Saam Morshed, M.D., MPH, conducted a study to explore the epidemiology of upper extremity amputation using secondary data analysis from the 2009-2012 National Trauma databank. Morshed is an orthopedic trauma surgeon and director of the Clinical Research Center at the University of California-San Francisco/San Francisco General Hospital Orthopaedic Trauma Institute. His clinical practice is focused on skeletal trauma, surgery of the pelvis and acetabulum, and problem fractures including mal-unions and non-unions.
The study data included 1,386 patients from 900 trauma centers around the United States, who underwent major upper extremity amputation following trauma. Researchers used multivariate regression models to identify predictors of adverse surgical complications, rate of reoperation and length of hospitalization.
Overall, 18 percent of the patients studied had surgical complications post-amputation and nearly 30 percent of patients underwent reoperation. Compartment syndrome and neurovascular disease were the major factors for reoperation. Pneumonia was also a major factor, as 5.52 percent of patients had pneumonia-related complications. About 3 percent of patients experienced complications due to acute kidney injury and 2.86 percent of patients had acute lung injury or respiratory distress syndrome-related complications.

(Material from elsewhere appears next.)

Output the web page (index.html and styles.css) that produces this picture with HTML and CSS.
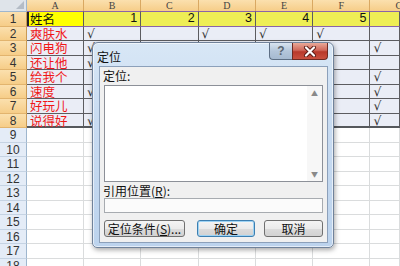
FILE: index.html
```html
<!DOCTYPE html>
<html lang="zh-CN">
<head>
  <meta charset="UTF-8">
  <title>定位</title>
  <link rel="stylesheet" href="styles.css">
</head>
<body>
  <div id="sheet" class="sheet"></div>

  <div class="dialog">
    <div class="titlebar">
      <span class="title">定位</span>
      <div class="caption-btns">
        <span class="help">?</span>
        <span class="close">
          <svg width="14" height="11" viewBox="0 0 14 11"><path d="M3 1.5 L11 9.5 M11 1.5 L3 9.5" stroke="#5a1a14" stroke-width="4" stroke-linecap="round"/><path d="M3 1.5 L11 9.5 M11 1.5 L3 9.5" stroke="#fff" stroke-width="2.2" stroke-linecap="round"/></svg>
        </span>
      </div>
    </div>
    <div class="client">
      <div class="lbl">定位:</div>
      <div class="listbox">
        <div class="scroll"><span>▲</span><span>▼</span></div>
      </div>
      <div class="lbl lbl2">引用位置(<u>R</u>):</div>
      <div class="refinput"></div>
      <div class="buttons">
        <button class="btn wide">定位条件(<u>S</u>)...</button>
        <button class="btn ok">确定</button>
        <button class="btn cancel">取消</button>
      </div>
    </div>
  </div>

  <script>
    const cols = ['A', 'B', 'C', 'D', 'E', 'F', 'G'];
    const names = ['姓名', '爽肤水', '闪电狗', '还让他', '给我个', '速度', '好玩儿', '说得好'];
    const checks = {
      2: ['B', 'D', 'E', 'F'],
      3: ['B', 'D', 'E', 'F', 'G'],
      4: ['B'],
      5: ['G'],
      6: ['B', 'G'],
      7: ['G'],
      8: ['B', 'G']
    };

    const sheet = document.getElementById('sheet');

    function cell(cls, text) {
      const d = document.createElement('div');
      d.className = cls;
      if (text) d.textContent = text;
      sheet.appendChild(d);
    }

    // header row
    cell('corner');
    cols.forEach(c => cell(c === 'G' ? 'colhead last' : 'colhead', c));

    for (let r = 1; r <= 18; r++) {
      const inSel = r <= 8;
      cell(inSel ? 'rowhead sel' : 'rowhead', String(r));
      cols.forEach((c, i) => {
        if (!inSel) { cell('c'); return; }
        let cls = 'c t';
        if (r === 1) cls += ' r1';
        if (r === 8) cls += ' r8';
        if (r === 1 && c === 'A') { cell('c t r1 active', names[0]); return; }
        if (c === 'A') { cell(cls + ' name', names[r - 1]); return; }
        if (r === 1) { cell(cls + ' num', c === 'G' ? '' : String(i)); return; }
        const has = (checks[r] || []).includes(c);
        cell(cls + ' chk', has ? '√' : '');
      });
    }
  </script>
</body>
</html>
```

FILE: styles.css
```css
body {
  margin: 0;
  width: 400px;
  height: 266px;
  overflow: hidden;
  background: #fff;
  position: relative;
  font-family: "Noto Sans CJK SC", sans-serif;
}

/* worksheet */
.sheet {
  display: grid;
  grid-template-columns: 27px 57px repeat(5, 57.3px) 29.5px;
  grid-template-rows: 12px;
  grid-auto-rows: 14.5px;
}
.sheet > div {
  box-sizing: border-box;
  overflow: hidden;
  white-space: nowrap;
}
.corner {
  background: #dfe4ea;
  border-right: 1px solid #9eb6ce;
  border-bottom: 1px solid #9eb6ce;
  position: relative;
}
.corner::after {
  content: "";
  position: absolute;
  right: 2px;
  bottom: 2px;
  border-left: 8px solid transparent;
  border-bottom: 8px solid #b4bcc6;
}
.colhead {
  background: linear-gradient(#fbe0ae, #f6cd88);
  border-right: 1px solid #d9a862;
  border-bottom: 1px solid #b48a4e;
  font-family: "Liberation Serif", serif;
  font-size: 10px;
  line-height: 11px;
  color: #444;
  text-align: center;
}
.colhead.last {
  text-align: left;
  padding-left: 25px;
  border-right: none;
}
.rowhead {
  background: #e4ecf7;
  border-right: 1px solid #9eb6ce;
  border-bottom: 1px solid #c5d3e3;
  font-family: "Liberation Sans", sans-serif;
  font-size: 12px;
  line-height: 14px;
  color: #333;
  text-align: center;
}
.rowhead.sel {
  background: linear-gradient(#fbe0ae, #f6cd88);
  border-right: 1px solid #c89a55;
  border-bottom: 1px solid #e2b46e;
}
.c {
  border-right: 1px solid #dadcdd;
  border-bottom: 1px solid #dadcdd;
}
.c.t {
  background: #eaedf6;
  border-right: 1px solid #5c5c60;
  border-bottom: 1px solid #5c5c60;
  font-size: 12.5px;
  line-height: 13px;
}
.c.r1 {
  background: #eeee55;
  border-top: 1px solid #8a64a8;
  border-bottom: 1px solid #8a64a8;
  margin-top: -1px;
  height: 15.5px;
}
.c.active {
  background: #ffff00;
  box-shadow: inset 2px 0 0 #222;
  padding-left: 3px;
  color: #111;
}
.c.r8 {
  border-bottom: 2px solid #55585c;
}
.sheet > .name, .sheet > .active {
  overflow: visible;
}
.name {
  color: #f01818;
  padding-left: 3px;
}
.num {
  font-family: "Liberation Sans", sans-serif;
  font-size: 12px;
  text-align: right;
  padding-right: 3px;
  color: #111;
}
.chk {
  font-family: "DejaVu Sans", sans-serif;
  font-size: 11px;
  font-style: italic;
  color: #333;
  padding-left: 3px;
}

/* dialog window */
.dialog {
  position: absolute;
  left: 92px;
  top: 42px;
  width: 242px;
  height: 206px;
  box-sizing: border-box;
  border: 1px solid #70829a;
  border-radius: 6px 6px 5px 5px;
  background: linear-gradient(#d8e7f6, #c8dbf1 40%, #bcd3ed);
  box-shadow: 1px 2px 5px rgba(0, 0, 0, 0.35), inset 0 0 0 1px rgba(255, 255, 255, 0.6);
  padding: 0 5px 4px 6px;
  display: flex;
  flex-direction: column;
}
.titlebar {
  height: 24px;
  display: flex;
  align-items: flex-start;
  margin-left: -2px;
}
.title {
  font-size: 12px;
  line-height: 14px;
  padding-top: 7px;
  color: #111;
}
.caption-btns {
  margin-left: auto;
  display: flex;
  height: 17px;
}
.help, .close {
  box-sizing: border-box;
  height: 17px;
  border: 1px solid #5e6f84;
  border-top: none;
  display: flex;
  align-items: center;
  justify-content: center;
}
.help {
  width: 23px;
  border-radius: 0 0 0 4px;
  border-right: none;
  background: linear-gradient(#d9e4f0, #b4c6da 50%, #a6bad0);
  font-family: "Liberation Sans", sans-serif;
  font-weight: bold;
  font-size: 12px;
  color: #5c6670;
}
.close {
  width: 36px;
  border-radius: 0 0 4px 0;
  border-color: #6d2a22;
  background: linear-gradient(#e9a998, #d0685a 45%, #b8392b 55%, #c9503f);
}
.client {
  flex: 1;
  background: #f0f0f0;
  border: 1px solid #8ca0ba;
  padding: 2px 4px 5px 4px;
  display: flex;
  flex-direction: column;
  font-size: 12px;
  color: #111;
}
.lbl {
  line-height: 14px;
  height: 14px;
  margin-left: -1px;
}
.listbox {
  margin-top: 2px;
  height: 97px;
  box-sizing: border-box;
  border: 1px solid #8c9098;
  background: #fff;
  display: flex;
  justify-content: flex-end;
}
.scroll {
  width: 15px;
  background: #f7f7f7;
  display: flex;
  flex-direction: column;
  justify-content: space-between;
  align-items: center;
  font-size: 7px;
  line-height: 14px;
  color: #8a8a8a;
}
.lbl2 {
  margin-top: 2px;
}
.refinput {
  height: 15px;
  box-sizing: border-box;
  border: 1px solid #a7abb0;
  background: #fbfbfb;
}
.buttons {
  display: flex;
  margin-top: 7px;
}
.btn {
  height: 17px;
  box-sizing: border-box;
  padding: 0;
  border: 1px solid #707070;
  border-radius: 3px;
  background: linear-gradient(#f4f4f4, #ebebeb 50%, #dcdcdc 51%, #d2d2d2);
  font-family: "Noto Sans CJK SC", sans-serif;
  font-size: 12px;
  line-height: 14px;
  color: #111;
}
.btn.wide {
  width: 81px;
}
.btn.ok {
  width: 58px;
  margin-left: 12px;
  border-color: #3c7fb1;
  box-shadow: inset 0 0 0 1px #9ed3f4;
}
.btn.cancel {
  width: 59px;
  margin-left: 9px;
}
```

Thrombophlebitis, severe sepsis, infection and ulceration were among the other predictors of surgical complications, as well as osteomyelitis, pulmonary embolism, graft, prosthesis and flap failure.
“Extremity trauma is becoming increasingly frequent and important,” Morshed said. “Given our most recent decade of war, more than half of wounded services members evacuated from the Middle East have extremity injuries.”
The research provides a baseline for further work, he said. Future initiatives include exploring hospital teaching status, geographic region and association with outcomes.